En estos días, en los que nos está entrando mucha Alemania por la tele, aunque solo sea en forma de coliseos de Eurocopa, no he podido evitar acordarme del filete de Hamburgo que disfruté hace unos años en su puerto. No porque fuera un bocado exquisito, que pasó sin pena ni gloria, sino que más bien sería por acompañarlo de una buena cerveza de elaboración propia de la casa, de la música en directo que sonaba, de las vistas de un río Elba que ya acaricia el Mar del Norte, de estar en el barrio pirata de St. Pauli y de la impresión que me produjo el San Miguel matando al Demonio que llena la fachada de la luterana iglesia de St. Michaelis, por la que hay que pasar si llegas desde el centro.
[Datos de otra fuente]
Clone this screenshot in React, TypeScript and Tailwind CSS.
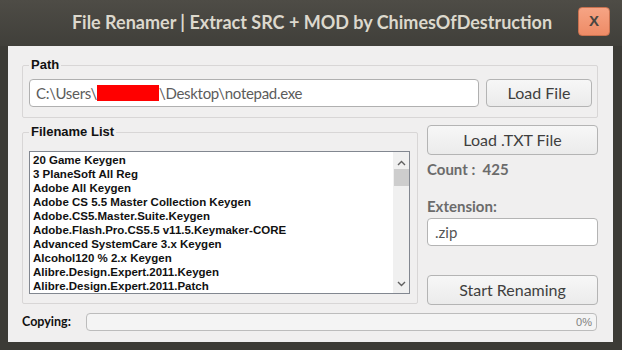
import React from "react";

const files = [
  "20 Game Keygen",
  "3 PlaneSoft All Reg",
  "Adobe All Keygen",
  "Adobe CS 5.5 Master Collection Keygen",
  "Adobe.CS5.Master.Suite.Keygen",
  "Adobe.Flash.Pro.CS5.5 v11.5.Keymaker-CORE",
  "Advanced SystemCare 3.x Keygen",
  "Alcohol120 % 2.x Keygen",
  "Alibre.Design.Expert.2011.Keygen",
  "Alibre.Design.Expert.2011.Patch",
];

const ui = "font-['Lato',sans-serif]";

function Button({ label }: { label: string }) {
  return (
    <button
      className={`${ui} h-[30px] w-full rounded-[4px] border border-[#b4b4b4] bg-gradient-to-b from-[#f7f7f7] to-[#ebebeb] text-[16px] text-[#3f3f3f]`}
    >
      {label}
    </button>
  );
}

export default function App() {
  return (
    <div className="flex h-[350px] w-[622px] flex-col bg-[#3c3b36]">
      {/* title bar */}
      <div className="relative flex h-[46px] items-center justify-center bg-gradient-to-b from-[#4e4c46] to-[#403f3a]">
        <span className={`${ui} mt-[-2px] pl-[2px] text-[18px] font-bold text-[#dcd8cd]`}>
          File Renamer | Extract SRC + MOD by ChimesOfDestruction
        </span>
        <div className="absolute left-[578px] top-[7px] flex h-[29px] w-[32px] items-center justify-center rounded-[4px] border border-[#c8714f] bg-gradient-to-b from-[#f6a484] to-[#ee8b66] font-['Liberation_Sans',sans-serif] text-[15px] font-bold text-[#4a4642]">
          X
        </div>
      </div>

      {/* body */}
      <div className="ml-[8px] mr-[9px] flex h-[296px] flex-col bg-[#f0efef] pl-[14px] pr-[15px] pt-[11px]">
        <fieldset className="w-[576px] rounded-[2px] border border-[#d8d6d6] pb-[10px] pl-[6px] pr-[4px]">
          <legend className="px-[2px] font-['Liberation_Sans',sans-serif] text-[13px] font-bold leading-[16px] text-[#111]">
            Path
          </legend>
          <div className="mt-[6px] flex gap-[7px]">
            <div className={`${ui} flex h-[28px] w-[450px] items-center rounded-[4px] border border-[#b0b0b0] bg-white pl-[6px] text-[15px] tracking-[-0.3px] text-[#5c5c5c]`}>
              C:\Users\
              <span className="inline-block h-[16px] w-[62px] bg-[#ff0000]" />
              \Desktop\notepad.exe
            </div>
            <div className="w-[106px] [&>button]:h-[28px]">
              <Button label="Load File" />
            </div>
          </div>
        </fieldset>

        <div className="mt-[6px] flex">
          <fieldset className="h-[180px] w-[396px] rounded-[2px] border border-[#d8d6d6] pl-[6px] pr-[7px]">
            <legend className="px-[2px] font-['Liberation_Sans',sans-serif] text-[13px] font-bold leading-[16px] text-[#111]">
              Filename List
            </legend>
            <div className="mt-[11px] flex h-[143px] overflow-hidden border border-[#828790] bg-white">
              <div className="flex-1 pl-[3px] pt-[1px] font-['Liberation_Sans',sans-serif] text-[11.5px] font-bold leading-[14px] text-[#111]">
                {files.map((f) => (
                  <div key={f} className="h-[14px] whitespace-nowrap">
                    {f}
                  </div>
                ))}
              </div>
              <div className="flex w-[16px] flex-col items-center bg-[#f0f0f0]">
                <svg width="9" height="6" viewBox="0 0 9 6" className="mt-[8px]">
                  <path d="M1 5 L4.5 1.5 L8 5" fill="none" stroke="#606060" strokeWidth="1.4" />
                </svg>
                <div className="mt-[3px] h-[17px] w-[15px] bg-[#cdcdcd]" />
                <div className="flex-1" />
                <svg width="9" height="6" viewBox="0 0 9 6" className="mb-[6px]">
                  <path d="M1 1 L4.5 4.5 L8 1" fill="none" stroke="#606060" strokeWidth="1.4" />
                </svg>
              </div>
            </div>
          </fieldset>

          <div className="ml-[9px] flex w-[171px] flex-col pt-[1px]">
            <Button label="Load .TXT File" />
            <div className={`${ui} mt-[4px] h-[20px] text-[15px] font-bold leading-[20px] text-[#6b6b6b]`}>
              Count :&nbsp; 425
            </div>
            <div className={`${ui} mt-[17px] h-[20px] text-[15px] font-bold leading-[20px] text-[#6b6b6b]`}>
              Extension:
            </div>
            <div className={`${ui} mt-[2px] flex h-[28px] items-center rounded-[4px] border border-[#b4b4b4] bg-white pl-[7px] text-[15px] text-[#555]`}>
              .zip
            </div>
            <div className="mt-[29px]">
              <Button label="Start Renaming" />
            </div>
          </div>
        </div>

        <div className="mt-[8px] flex items-center">
          <div className={`${ui} w-[64px] text-[12.5px] font-bold text-[#111]`}>Copying:</div>
          <div className="flex h-[18px] w-[511px] items-center justify-end rounded-[4px] border border-[#bcbcbc] bg-[#f4f4f4] pr-[4px] font-['Liberation_Sans',sans-serif] text-[11px] text-[#808080]">
            0%
          </div>
        </div>
      </div>
    </div>
  );
}
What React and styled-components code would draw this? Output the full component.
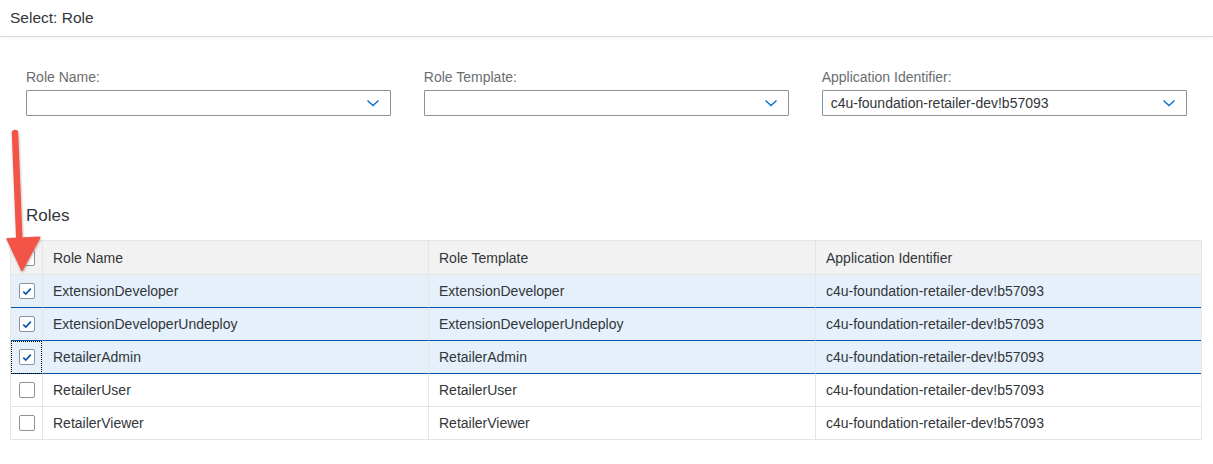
import React from "react";
import styled, { createGlobalStyle } from "styled-components";

const Global = createGlobalStyle`
  html, body { margin: 0; padding: 0; background: #fff; }
  body { font-family: "Liberation Sans", Arial, sans-serif; color: #32363a; }
  * { box-sizing: border-box; }
`;

const Page = styled.div`
  position: relative;
  width: 1213px;
  height: 464px;
  background: #fff;
  overflow: hidden;
`;

const TitleBar = styled.div`
  height: 37px;
  padding-left: 10px;
  display: flex;
  align-items: center;
  font-size: 15.5px;
  color: #32363a;
  border-bottom: 1px solid #d9d9d9;
  box-shadow: 0 1px 3px rgba(0, 0, 0, 0.06);
`;

const Filters = styled.div`
  display: grid;
  grid-template-columns: repeat(3, 1fr);
  column-gap: 32.5px;
  padding: 32px 26px 0 26px;
`;

const Field = styled.div`
  display: flex;
  flex-direction: column;
`;

const Label = styled.label`
  font-size: 14px;
  line-height: 16px;
  color: #6a6d70;
  margin-bottom: 5px;
`;

const Select = styled.div`
  height: 26px;
  border: 1px solid #89919a;
  border-radius: 1px;
  background: #fff;
  display: flex;
  align-items: center;
  padding: 0 10px 0 8px;
  font-size: 14px;
  color: #32363a;
`;

const SelectValue = styled.span`
  flex: 1;
`;

const Chevron = () => (
  <svg width="14" height="10" viewBox="0 0 14 10">
    <path d="M1.5 2.5 L7 7.5 L12.5 2.5" fill="none" stroke="#0a6ed1" strokeWidth="1.4" />
  </svg>
);

const SectionTitle = styled.h2`
  margin: 90px 0 0 26px;
  font-weight: normal;
  font-size: 17px;
  line-height: 20px;
  color: #32363a;
`;

const Table = styled.div`
  margin: 14px 11px 0 10px;
  border: 1px solid #e5e5e5;
  border-bottom: none;
  display: grid;
  grid-template-columns: 32px 386px 387px 1fr;
`;

const Cell = styled.div`
  height: ${(p) => (p.$header ? 34 : 33)}px;
  display: flex;
  align-items: center;
  padding-left: ${(p) => (p.$select ? 0 : 10)}px;
  justify-content: ${(p) => (p.$select ? "center" : "flex-start")};
  font-size: 14px;
  color: #32363a;
  background: ${(p) => (p.$header ? "#f2f2f2" : p.$selected ? "#e5f0fa" : "#fff")};
  border-right: ${(p) => (p.$last ? "none" : "1px solid #e5e5e5")};
  border-bottom: 1px solid ${(p) => (p.$selected ? "#0854a0" : "#e5e5e5")};
  position: relative;
  ${(p) =>
    p.$focus &&
    `&::after { content: ""; position: absolute; inset: 0 0 -1px 0; border: 1px dotted #000; pointer-events: none; }`}
`;

const Box = styled.span`
  width: 16px;
  height: 16px;
  border: 1px solid #89919a;
  border-radius: 2px;
  background: #fff;
  display: inline-flex;
  align-items: center;
  justify-content: center;
`;

const Check = () => (
  <svg width="10" height="9" viewBox="0 0 10 9">
    <path d="M1.3 4.6 L3.8 7 L8.8 1.6" fill="none" stroke="#0854a0" strokeWidth="1.6" />
  </svg>
);

const ArrowLayer = styled.svg`
  position: absolute;
  left: 0;
  top: 125px;
  pointer-events: none;
`;

const rows = [
  { name: "ExtensionDeveloper", sel: true },
  { name: "ExtensionDeveloperUndeploy", sel: true },
  { name: "RetailerAdmin", sel: true, focus: true },
  { name: "RetailerUser", sel: false },
  { name: "RetailerViewer", sel: false },
];

const APP_ID = "c4u-foundation-retailer-dev!b57093";

export default function App() {
  return (
    <Page>
      <Global />
      <TitleBar>Select: Role</TitleBar>
      <Filters>
        <Field>
          <Label>Role Name:</Label>
          <Select>
            <SelectValue />
            <Chevron />
          </Select>
        </Field>
        <Field>
          <Label>Role Template:</Label>
          <Select>
            <SelectValue />
            <Chevron />
          </Select>
        </Field>
        <Field>
          <Label>Application Identifier:</Label>
          <Select>
            <SelectValue>{APP_ID}</SelectValue>
            <Chevron />
          </Select>
        </Field>
      </Filters>
      <SectionTitle>Roles</SectionTitle>
      <Table>
        <Cell $header $select>
          <Box />
        </Cell>
        <Cell $header>Role Name</Cell>
        <Cell $header>Role Template</Cell>
        <Cell $header $last>Application Identifier</Cell>
        {rows.map((r) => (
          <React.Fragment key={r.name}>
            <Cell $select $selected={r.sel} $focus={r.focus}>
              <Box>{r.sel && <Check />}</Box>
            </Cell>
            <Cell $selected={r.sel}>{r.name}</Cell>
            <Cell $selected={r.sel}>{r.name}</Cell>
            <Cell $selected={r.sel} $last>
              {APP_ID}
            </Cell>
          </React.Fragment>
        ))}
      </Table>
      <ArrowLayer width="60" height="160" viewBox="0 0 60 160">
        <defs>
          <filter id="sh" x="-50%" y="-20%" width="200%" height="140%">
            <feDropShadow dx="0.5" dy="1" stdDeviation="1.2" floodColor="#000" floodOpacity="0.3" />
          </filter>
        </defs>
        <g filter="url(#sh)">
          <path d="M15 8 L19.5 118" stroke="#f25447" strokeWidth="6.5" strokeLinecap="round" fill="none" />
          <path d="M7.5 114 L39.5 112.5 L22 145 Z" fill="#f25447" stroke="#f25447" strokeWidth="2" strokeLinejoin="round" />
        </g>
      </ArrowLayer>
    </Page>
  );
}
Nunca una comida icono tan fuertemente asociado a una cultura como, en este caso, la norteamericana, realmente es un plato típico de una ciudad a 6.000 kilómetros. Y es que, cuando al colono alemán, que vendía comida en el puerto de Nueva York, se le ocurrió meter el filete de Hamburgo entre dos panes para que se lo llevaran en la mano los marineros y estibadores, no sería consciente de que estaba creando el emblema gastronómico estadounidense y ariete y caballo de Troya del futuro imperialismo yanqui.
En Murcia, fuimos globalizados brincando la década de los 90, cuando la cadena Burger King abrió su primer establecimiento en la Plaza Santo Domingo. Pronto, cómo no, triunfó. Y se convirtió para generaciones en el escenario de las primeras salidas no tuteladas, aunque aún en categoría infantil, cuando todavía no habías pasado a cadete para que te dejaran entrar a Archi, la discolight de Centrofama. Con un “nos vemos en el Burger” se iniciaba la válvula de escape de las pulsiones de relación de la preadolescencia local.
Esto de colonizar culturalmente no es fácil y requiere habilidad y, en ocasiones, los muy pájaros saben mimetizarse con el gusto local. En el cartel de menús del McDonald´s de la estación de Kyoto vi que una de sus propuestas era de gambas y no pude más que pedirla, claro, que cuarto de libra ya teníamos aquí. Aunque no supe bien que salsa le debía echar, también fue un filete de Hamburgo de disfrute, observando atónito como la clientela japonesa devoraba su fast food viendo televisión en sus móviles mientras en mi bolsillo lastraba un Nokia 3210, sin conexión a internet, traído del supuesto primer mundo del que yo creía que venía.
A las fórmulas clásicas, con las que nos reevangelizaron las dos grandes cadenas americanas de hamburgueserías a finales de siglo XX, les han sobrepasado las miles de propuestas que se ofrecen en el aluvión de hamburgueserías que abren hoy día en nuestras ciudades. Auténtica legión que innovan, crean, inventan salsas, sabores y estilos a un ritmo inabarcable para el que no suele comerlas. Están de moda, mucho. Y nada es inmutable, todo fluido hoy en día. No me refiero a que churreteen entre los dedos sino que si antes era dogma que la carne estuviera blanda, jugosa y poco hecha por dentro, ahora se trata de aplastarlas para que queden sin agua y caramelizadas las proteínas en la capa externa.
Y es que ha sido un plato cambiante. De hecho, si le aplicamos un método cartesiano al asunto, debemos dudar hasta de que sea de Hamburgo, pues ese filete no deja de ser carne picada y condimentada, esto que en época viejuna se llamaba filete ruso que, a su vez, no deja de ser un filete tártaro estabilizado con harina. Y es que esos bravos pueblos del Este que dan nombre al steak tartar y que se establecieron en las estepas rusas, buscaban en sus campañas bélicas salidas hacia el mar por los grandes ríos del norte, como el Elba. De una reinterpretación de ese filete tártaro metido en pan brioche hace una auténtica bomba orgásmica David Muñoz en Alborada.
Quién sabe, igual tirando del hilo, también le sacamos parentesco con esos mismos filetes que, esferificados en las manos de nuestras abuelas y pasados por la sartén y salseados, han hecho las delicias de tantas generaciones: ¡almóndigas! Así, con m, que me dice la Real Academia que es correcto pero que está en desuso. Se ve que los señores académicos no ven las mismas pizarras de bares de menú que un servidor.
En fin, creo que estamos liando demasiado el asunto. Dejémoslo ahí. Aunque, como canta nuestra diva de la tierra Madbel: «No necesito ayuda, solo quiero una hamburguesa» (se acababa el artículo y no escribía la palabra).